Wednesday, September 30, 2009

Lifelong Dream = check

I had a startling realization last night.

My whole life, for as long as I can remember, I have dreamed of having my own kids. I think this stems from being adopted, from never having my own birth story, from not having had a mom who could talk about her gestational period with me inside her, and from not having parents with whom I shared a biological connection. Some little girls dreamed of their weddings, but not me. I just wanted to be pregnant and have a couple kids of my own. I had a plan that if I weren't married by 35, I'd get a wedding cake, eat the whole thing, find a smart/attractive guy, tell him I was on the pill, and get myself knocked up. That or a sperm bank. Not that I didn't want a partner with whom to share this crazy ride, but if he hadn't made himself available I was going to do this with or without him. I'm dead serious.

Last night, as I nursed Nico in bed around 1am, I realized that this dream is now complete.

That realization was somewhat shocking. It made me happy, but it also made me a bit sad. This is what I have wanted my whole life, and now I have it. How lucky am I? But also, that experience of growing life inside me and having it emerge as a person is behind me. I am not sure there is anything else I have ever wanted for so long or so badly, and now it's complete and I'm not sure how to process that...

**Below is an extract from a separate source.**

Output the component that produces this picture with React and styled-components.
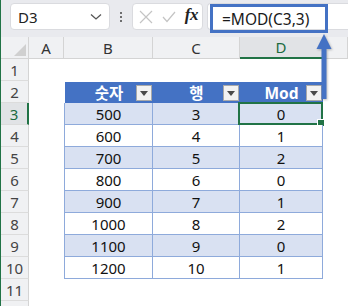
import React from "react";
import styled, { createGlobalStyle, css } from "styled-components";

const GlobalStyle = createGlobalStyle`
  html, body {
    margin: 0;
    padding: 0;
    background: #ffffff;
  }
  body {
    font-family: "Noto Sans", "Noto Sans CJK KR", sans-serif;
  }
`;

const columns = ["A", "B", "C", "D"];

const tableRows = [
  [500, 3, 0],
  [600, 4, 1],
  [700, 5, 2],
  [800, 6, 0],
  [900, 7, 1],
  [1000, 8, 2],
  [1100, 9, 0],
  [1200, 10, 1],
];

const headers = ["숫자", "행", "Mod"];

const App = () => {
  const sheetRows = [];
  for (let r = 1; r <= 12; r++) sheetRows.push(r);

  const renderTableCell = (r, colIdx) => {
    if (r === 2) {
      return (
        <HeadCell key={colIdx} $first={colIdx === 0}>
          <span>{headers[colIdx]}</span>
          <FilterButton>
            <svg width="8" height="5" viewBox="0 0 8 5">
              <path d="M0 0 L8 0 L4 5 Z" fill="#4a4a4a" />
            </svg>
          </FilterButton>
        </HeadCell>
      );
    }
    const row = tableRows[r - 3];
    const selected = r === 3 && colIdx === 2;
    return (
      <BodyCell key={colIdx} $band={r % 2 === 1} $first={colIdx === 0}>
        {row[colIdx]}
        {selected && (
          <Selection>
            <FillHandle />
          </Selection>
        )}
      </BodyCell>
    );
  };

  return (
    <>
      <GlobalStyle />
      <Frame>
        <Toolbar>
          <NameBox>
            <span>D3</span>
            <svg width="12" height="8" viewBox="0 0 12 8">
              <path d="M1 1.5 L6 6 L11 1.5" fill="none" stroke="#555" strokeWidth="1.3" />
            </svg>
          </NameBox>
          <Dots>
            <i />
            <i />
            <i />
          </Dots>
          <FxBox>
            <svg width="14" height="14" viewBox="0 0 14 14">
              <path d="M1 1 L13 13 M13 1 L1 13" stroke="#c4c4c4" strokeWidth="1.2" />
            </svg>
            <svg width="14" height="12" viewBox="0 0 14 12">
              <path d="M1 6 L5 10.5 L13 1" fill="none" stroke="#c4c4c4" strokeWidth="1.2" />
            </svg>
            <FxLabel>fx</FxLabel>
          </FxBox>
          <FormulaField>
            <FormulaHighlight>=MOD(C3,3)</FormulaHighlight>
          </FormulaField>
        </Toolbar>

        <Sheet>
          <Corner />
          {columns.map((c) => (
            <ColHeader key={c} $active={c === "D"}>
              {c}
            </ColHeader>
          ))}
          <ColHeader />

          {sheetRows.map((r) => (
            <React.Fragment key={r}>
              <RowHeader $active={r === 3}>{r <= 11 ? r : ""}</RowHeader>
              <EmptyCell />
              {r >= 2 && r <= 10 ? (
                [0, 1, 2].map((ci) => renderTableCell(r, ci))
              ) : (
                <>
                  <EmptyCell />
                  <EmptyCell />
                  <EmptyCell />
                </>
              )}
              <EmptyCell />
            </React.Fragment>
          ))}
        </Sheet>

        <Pointer width="20" height="72" viewBox="0 0 20 72">
          <path d="M10 2 L17.5 17 L2.5 17 Z" fill="#4472c4" />
          <rect x="7.5" y="16" width="5" height="51" fill="#4472c4" />
        </Pointer>
      </Frame>
    </>
  );
};

const Frame = styled.div`
  position: relative;
  width: 347px;
  height: 306px;
  overflow: hidden;
  border-left: 1px solid #217346;
  background: #ffffff;
`;

const Toolbar = styled.div`
  display: flex;
  align-items: flex-start;
  height: 37px;
  padding: 3px 0 0 9px;
  box-sizing: border-box;
  background: #e9eaee;
`;

const boxBase = css`
  height: 27px;
  box-sizing: border-box;
  background: #ffffff;
  border: 1px solid #dadbdf;
  border-radius: 4px;
  display: flex;
  align-items: center;
`;

const NameBox = styled.div`
  ${boxBase};
  width: 100px;
  justify-content: space-between;
  padding: 0 7px 0 7px;
  font-size: 15px;
  color: #222;
`;

const Dots = styled.div`
  width: 22px;
  height: 27px;
  display: flex;
  flex-direction: column;
  align-items: center;
  justify-content: center;
  gap: 2px;

  i {
    display: block;
    width: 2px;
    height: 2px;
    background: #444;
    border-radius: 1px;
  }
`;

const FxBox = styled.div`
  ${boxBase};
  width: 71px;
  padding: 0 4px 0 6px;
  justify-content: space-between;
`;

const FxLabel = styled.span`
  font-family: "Liberation Serif", serif;
  font-style: italic;
  font-weight: 700;
  font-size: 17px;
  color: #222;
  letter-spacing: -0.5px;
  margin-top: -3px;
`;

const FormulaField = styled.div`
  ${boxBase};
  flex: 1;
  margin-left: 4px;
  border-right: none;
  border-radius: 4px 0 0 4px;
  align-items: flex-start;
  overflow: visible;
`;

const FormulaHighlight = styled.div`
  margin: 0 0 0 2px;
  width: 118px;
  height: 29px;
  box-sizing: border-box;
  border: 3px solid #4472c4;
  display: flex;
  align-items: center;
  padding-left: 9px;
  font-size: 15.5px;
  color: #1a1a1a;
`;

const Sheet = styled.div`
  display: grid;
  grid-template-columns: 28px 35px 89px 87px 83px 1fr;
  grid-auto-rows: 22px;
  font-size: 15px;
  color: #111;
`;

const Corner = styled.div`
  background: #f0f1f3;
  border-right: 1px solid #d4d4d4;
  border-bottom: 1px solid #d4d4d4;
  position: relative;

  &::after {
    content: "";
    position: absolute;
    right: 2px;
    bottom: 2px;
    border-left: 12px solid transparent;
    border-bottom: 12px solid #d0d0d0;
  }
`;

const ColHeader = styled.div`
  box-sizing: border-box;
  background: ${(p) => (p.$active ? "#e1e3e6" : "#f0f1f3")};
  border-right: 1px solid #d4d4d4;
  border-bottom: ${(p) => (p.$active ? "2px solid #217346" : "1px solid #d4d4d4")};
  color: ${(p) => (p.$active ? "#1c6b41" : "#333")};
  display: flex;
  align-items: center;
  justify-content: center;
  font-size: 15px;
`;

const RowHeader = styled.div`
  box-sizing: border-box;
  background: ${(p) => (p.$active ? "#e1e3e6" : "#f0f1f3")};
  border-right: ${(p) => (p.$active ? "2px solid #217346" : "1px solid #d4d4d4")};
  border-bottom: 1px solid #dcdcdc;
  color: ${(p) => (p.$active ? "#1c6b41" : "#444")};
  display: flex;
  align-items: center;
  justify-content: center;
  font-size: 15px;
`;

const EmptyCell = styled.div`
  background: #ffffff;
`;

const HeadCell = styled.div`
  position: relative;
  box-sizing: border-box;
  background: #4472c4;
  color: #ffffff;
  font-weight: 700;
  display: flex;
  align-items: center;
  justify-content: center;
  font-size: 15.5px;
  margin-top: 1px;
  margin-left: ${(p) => (p.$first ? "1px" : "0")};
`;

const FilterButton = styled.div`
  position: absolute;
  right: 1px;
  top: 3px;
  width: 16px;
  height: 16px;
  box-sizing: border-box;
  background: #f2f2f2;
  border: 1px solid #a9a9a9;
  display: flex;
  align-items: center;
  justify-content: center;
`;

const BodyCell = styled.div`
  position: relative;
  box-sizing: border-box;
  background: ${(p) => (p.$band ? "#d9e1f2" : "#ffffff")};
  border-right: 1px solid #8eaadb;
  border-bottom: 1px solid #8eaadb;
  border-left: ${(p) => (p.$first ? "1px solid #8eaadb" : "none")};
  display: flex;
  align-items: center;
  justify-content: center;
  font-size: 15px;
  color: #111;
`;

const Selection = styled.div`
  position: absolute;
  left: -2px;
  top: -1px;
  right: -1px;
  bottom: -1px;
  border: 2px solid #217346;
`;

const FillHandle = styled.div`
  position: absolute;
  right: -4px;
  bottom: -4px;
  width: 6px;
  height: 6px;
  background: #217346;
  border: 1px solid #ffffff;
`;

const Pointer = styled.svg`
  position: absolute;
  left: 313px;
  top: 32px;
  filter: drop-shadow(1px 1px 1px rgba(0, 0, 0, 0.25));
`;

export default App;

I better get that IUD put in right away b/c you can see where this is leading...

1 comment:

  1. The births of my 4 children are moments I cherish most in my life. It is THE most miraculous thing ever! It took me the whole pregnancy with #4 to process and prepare that I was going to be done with her. I had to morn the fact that that phase in my life is over. Kind of sad, and made me feel old too. I just have an IUD, so nothing totally permanant....but I feel I'm done. I just couldn't do the tubes tied thing because 1) live changes and you can NEVER predict what path it may take and 2) I've seen too many people struggle with infertility to purposefully discard the special gift I've been given. Anyway, enough of my soap box.....I know how you feel. Kind of weird to have such a major life goal fulfilled.